I have the following MILP program:
min: delta;
M = 1000;
/* First */
p <= delta + y1 M;
-p <= delta + y1 M;
2p - 10 <= delta + y1 M;
-2p + 10 <= delta + y1 M;
p + 7 <= delta + y1 M;
-p - 7 <= delta + y1 M;
/* Second */
p - 4 <= delta + y2 M;
-p + 4 <= delta + y2 M;
2p - 2 <= delta + y2 M;
-2p + 2 <= delta + y2 M;
p + 1 <= delta + y2 M;
-p-1 <= delta + y2 M;
y1 + y2 <= 1;
p >= 0;
bin y1,y2;
The idea is that when $y_1 = 1$, the large constant $M$ basically "turns off" the first set of constraints.
According to lpsolve, the optimal is at $$\delta = p = y1 = y2 = 0$$
Obviously this is not a solution since $$p + 1 <= 0 + 0 * 1000$$ is not true.
I have tried adjusting the tolerance parameters (EPSB,EPSD,EPSEL,EPS Int) as well as the constant $$M$$ without any luck.
Could be that the required tolerance in declaring a variable as integer in the solver is high, i.e., 0.001 is considered close enough to zero after the relaxation is solved. With that value on $y_2$, the constraint is feasible.
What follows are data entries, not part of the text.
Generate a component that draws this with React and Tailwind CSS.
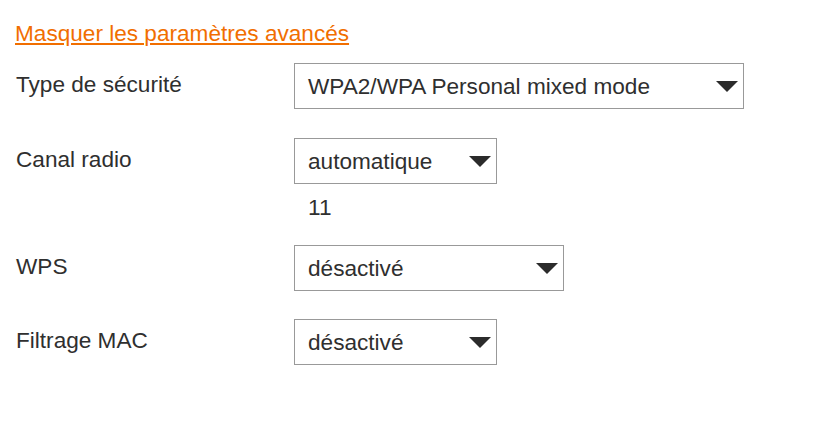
import React from "react";

function Arrow() {
  return (
    <svg width="22" height="11" viewBox="0 0 22 11" className="shrink-0">
      <polygon points="0,0 22,0 11,11" fill="#2b2b2b" />
    </svg>
  );
}

function Select({ value, width }) {
  return (
    <div
      className={`h-[46px] border border-[#999999] bg-white flex items-center justify-between pl-[13px] pr-[5px] ${width}`}
    >
      <span className="leading-[25px]">{value}</span>
      <Arrow />
    </div>
  );
}

function Row({ label, children, className = "" }) {
  return (
    <div className={`flex items-start ${className}`}>
      <div className="w-[278px] pt-[9px] leading-[25px]">{label}</div>
      <div className="flex flex-col">{children}</div>
    </div>
  );
}

export default function App() {
  return (
    <div
      className="w-[823px] h-[430px] bg-white text-[22.6px] text-[#2f2f2f] pl-4 pt-[21px]"
      style={{ fontFamily: '"Liberation Sans", Arial, sans-serif' }}
    >
      <a
        href="#"
        className="block w-fit -ml-px leading-[25px] text-[#f16e00] underline decoration-[#f16e00]"
      >
        Masquer les paramètres avancés
      </a>
      <Row label="Type de sécurité" className="mt-[17px]">
        <Select value="WPA2/WPA Personal mixed mode" width="w-[450px]" />
      </Row>
      <Row label="Canal radio" className="mt-[29px]">
        <Select value="automatique" width="w-[203px]" />
        <div className="pl-[14px] mt-[11px] leading-[25px]">11</div>
      </Row>
      <Row label="WPS" className="mt-[25px]">
        <Select value="désactivé" width="w-[270px]" />
      </Row>
      <Row label="Filtrage MAC" className="mt-[28px]">
        <Select value="désactivé" width="w-[203px]" />
      </Row>
    </div>
  );
}
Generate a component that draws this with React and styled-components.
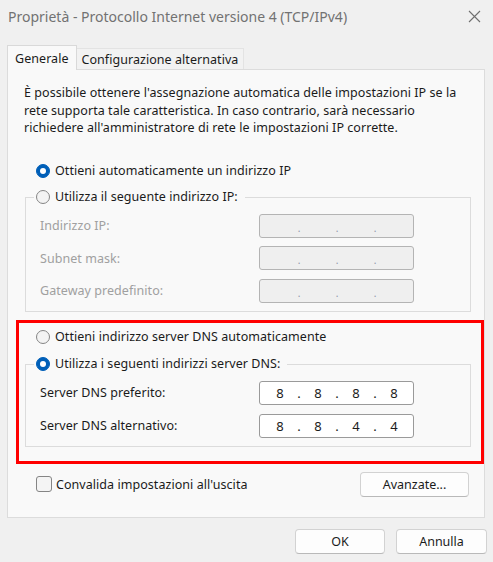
import React from 'react';
import styled, { createGlobalStyle } from 'styled-components';

const GlobalStyle = createGlobalStyle`
  html, body {
    margin: 0;
    padding: 0;
    background: #f0f0f0;
  }
  body {
    font-family: "Noto Sans", "Liberation Sans", sans-serif;
    font-size: 12.5px;
    letter-spacing: 0.05px;
    color: #1b1b1b;
  }
`;

const Window = styled.div`
  width: 493px;
  height: 562px;
  display: flex;
  flex-direction: column;
  background: #f0f0f0;
  box-sizing: border-box;
  overflow: hidden;
`;

const TitleBar = styled.div`
  height: 32px;
  display: flex;
  align-items: center;
  justify-content: space-between;
  padding: 0 12px 0 8px;
`;

const Title = styled.div`
  font-size: 14px;
  color: #727272;
  letter-spacing: 0;
`;

const Close = styled.svg`
  width: 13px;
  height: 13px;
`;

const Tabs = styled.div`
  display: flex;
  align-items: flex-end;
  margin: 13px 0 0 7px;
  height: 24px;
  position: relative;
  z-index: 1;
`;

const Tab = styled.div`
  box-sizing: border-box;
  display: flex;
  align-items: center;
  padding: 0 ${(p) => (p.$active ? '7px' : '5px')};
  height: ${(p) => (p.$active ? '25px' : '21px')};
  margin-bottom: ${(p) => (p.$active ? '-1px' : '0')};
  background: ${(p) => (p.$active ? '#f9f9f9' : '#f2f2f2')};
  border: 1px solid ${(p) => (p.$active ? '#d9d9d9' : '#e3e3e3')};
  border-bottom: none;
  border-left: ${(p) => (p.$active ? '1px solid #d9d9d9' : 'none')};
  color: #1b1b1b;
`;

const Panel = styled.div`
  margin: 0 8px 0 7px;
  height: 449px;
  box-sizing: border-box;
  background: #f9f9f9;
  border: 1px solid #dcdcdc;
  display: flex;
  flex-direction: column;
`;

const Description = styled.p`
  margin: 14px 0 0 16px;
  line-height: 17.5px;
`;

const Options = styled.div`
  display: flex;
  flex-direction: column;
  margin: ${(p) => p.$top}px 0 0 ${(p) => p.$left}px;
`;

const RadioRow = styled.label`
  display: flex;
  align-items: center;
  gap: 5px;
  height: 20px;
  color: #1b1b1b;
`;

const RadioDot = styled.span`
  box-sizing: border-box;
  width: 14px;
  height: 14px;
  border-radius: 50%;
  flex: none;
  display: flex;
  align-items: center;
  justify-content: center;
  background: ${(p) => (p.$checked ? '#005fb8' : '#f3f3f3')};
  border: 1px solid ${(p) => (p.$checked ? '#005fb8' : '#858585')};
  &::after {
    content: '';
    display: ${(p) => (p.$checked ? 'block' : 'none')};
    width: 6px;
    height: 6px;
    border-radius: 50%;
    background: #fff;
  }
`;

const Group = styled.div`
  box-sizing: border-box;
  width: 446px;
  border: 1px solid #dcdcdc;
  margin: ${(p) => p.$top}px 0 0 ${(p) => p.$left}px;
  padding: 0 0 ${(p) => p.$bottom}px 14px;
  display: flex;
  flex-direction: column;
`;

const Legend = styled.div`
  align-self: flex-start;
  margin: -11px 0 0 -6px;
  padding: 0 7px 0 2px;
  background: #f9f9f9;
`;

const Fields = styled.div`
  display: flex;
  flex-direction: column;
  gap: ${(p) => p.$gap}px;
  margin-top: 7px;
`;

const FieldRow = styled.div`
  display: flex;
  align-items: center;
  height: 24px;
`;

const FieldLabel = styled.span`
  width: 219px;
  color: ${(p) => (p.$disabled ? '#a0a0a0' : '#1b1b1b')};
`;

const IpBox = styled.div`
  box-sizing: border-box;
  width: 155px;
  height: 24px;
  border-radius: 3px;
  border: 1px solid ${(p) => (p.$disabled ? '#b4b4b4' : '#9a9a9a')};
  background: ${(p) => (p.$disabled ? '#efefef' : '#ffffff')};
  display: grid;
  grid-template-columns: 30px 8px 30px 8px 30px 8px 30px;
  align-items: center;
  padding-left: 5px;
  font-size: 13px;
  color: #1b1b1b;
`;

const Octet = styled.span`
  text-align: center;
`;

const Sep = styled.span`
  text-align: center;
  color: ${(p) => (p.$disabled ? '#8e93a6' : '#1b1b1b')};
  font-size: ${(p) => (p.$disabled ? '10px' : '13px')};
  padding-top: ${(p) => (p.$disabled ? '4px' : '0')};
`;

const Highlight = styled.div`
  box-sizing: border-box;
  margin: 8px 0 0 8px;
  width: 468px;
  border: 3px solid #ff0000;
  padding: 4px 0 14px 0;
  display: flex;
  flex-direction: column;
`;

const BottomRow = styled.div`
  display: flex;
  align-items: center;
  justify-content: space-between;
  margin: 8px 15px 0 28px;
  height: 25px;
`;

const CheckRow = styled.label`
  display: flex;
  align-items: center;
  gap: 4px;
`;

const CheckBox = styled.span`
  box-sizing: border-box;
  width: 16px;
  height: 16px;
  border-radius: 3px;
  border: 1px solid #858585;
  background: #f4f4f4;
`;

const Button = styled.button`
  box-sizing: border-box;
  width: ${(p) => p.$width}px;
  height: 25px;
  border-radius: 4px;
  border: 1px solid #d2d2d2;
  border-bottom-color: #b9b9b9;
  background: #fdfdfd;
  font-family: inherit;
  font-size: 12.5px;
  color: #1b1b1b;
  padding: 0;
`;

const Footer = styled.div`
  display: flex;
  justify-content: flex-end;
  gap: 11px;
  margin: 11px 6px 0 0;
`;

const IpField = ({ label, value, disabled }) => {
  const parts = value ? value.split('.') : ['', '', '', ''];
  return (
    <FieldRow>
      <FieldLabel $disabled={disabled}>{label}</FieldLabel>
      <IpBox $disabled={disabled}>
        {parts.map((part, i) => (
          <React.Fragment key={i}>
            {i > 0 && <Sep $disabled={disabled}>.</Sep>}
            <Octet>{part}</Octet>
          </React.Fragment>
        ))}
      </IpBox>
    </FieldRow>
  );
};

const Radio = ({ checked, children }) => (
  <RadioRow>
    <RadioDot $checked={checked} />
    {children}
  </RadioRow>
);

const App = () => {
  return (
    <Window>
      <GlobalStyle />
      <TitleBar>
        <Title>Proprietà - Protocollo Internet versione 4 (TCP/IPv4)</Title>
        <Close viewBox="0 0 13 13">
          <path d="M1 1L12 12M12 1L1 12" stroke="#6f6f6f" strokeWidth="1.1" fill="none" />
        </Close>
      </TitleBar>

      <Tabs>
        <Tab $active>Generale</Tab>
        <Tab>Configurazione alternativa</Tab>
      </Tabs>

      <Panel>
        <Description>
          È possibile ottenere l'assegnazione automatica delle impostazioni IP se la
          <br />
          rete supporta tale caratteristica. In caso contrario, sarà necessario
          <br />
          richiedere all'amministratore di rete le impostazioni IP corrette.
        </Description>

        <Options $top={24} $left={28}>
          <Radio checked>Ottieni automaticamente un indirizzo IP</Radio>
        </Options>
        <Group $top={16} $left={17} $bottom={8}>
          <Legend>
            <Radio>Utilizza il seguente indirizzo IP:</Radio>
          </Legend>
          <Fields $gap={8.5}>
            <IpField label="Indirizzo IP:" disabled />
            <IpField label="Subnet mask:" disabled />
            <IpField label="Gateway predefinito:" disabled />
          </Fields>
        </Group>

        <Highlight>
          <Options $top={0} $left={17}>
            <Radio>Ottieni indirizzo server DNS automaticamente</Radio>
          </Options>
          <Group $top={17} $left={6} $bottom={8}>
            <Legend>
              <Radio checked>Utilizza i seguenti indirizzi server DNS:</Radio>
            </Legend>
            <Fields $gap={9}>
              <IpField label="Server DNS preferito:" value="8.8.8.8" />
              <IpField label="Server DNS alternativo:" value="8.8.4.4" />
            </Fields>
          </Group>
        </Highlight>

        <BottomRow>
          <CheckRow>
            <CheckBox />
            Convalida impostazioni all'uscita
          </CheckRow>
          <Button $width={109}>Avanzate...</Button>
        </BottomRow>
      </Panel>

      <Footer>
        <Button $width={90}>OK</Button>
        <Button $width={91}>Annulla</Button>
      </Footer>
    </Window>
  );
};

export default App;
As a post-processing step in the solver, the binary variables are rounded, and now the solution is no longer feasible.
I don't know if that is exactly the case here, but it is a very common phenomena. Weak tolerances combined with large big-M constants and post-processing of solution.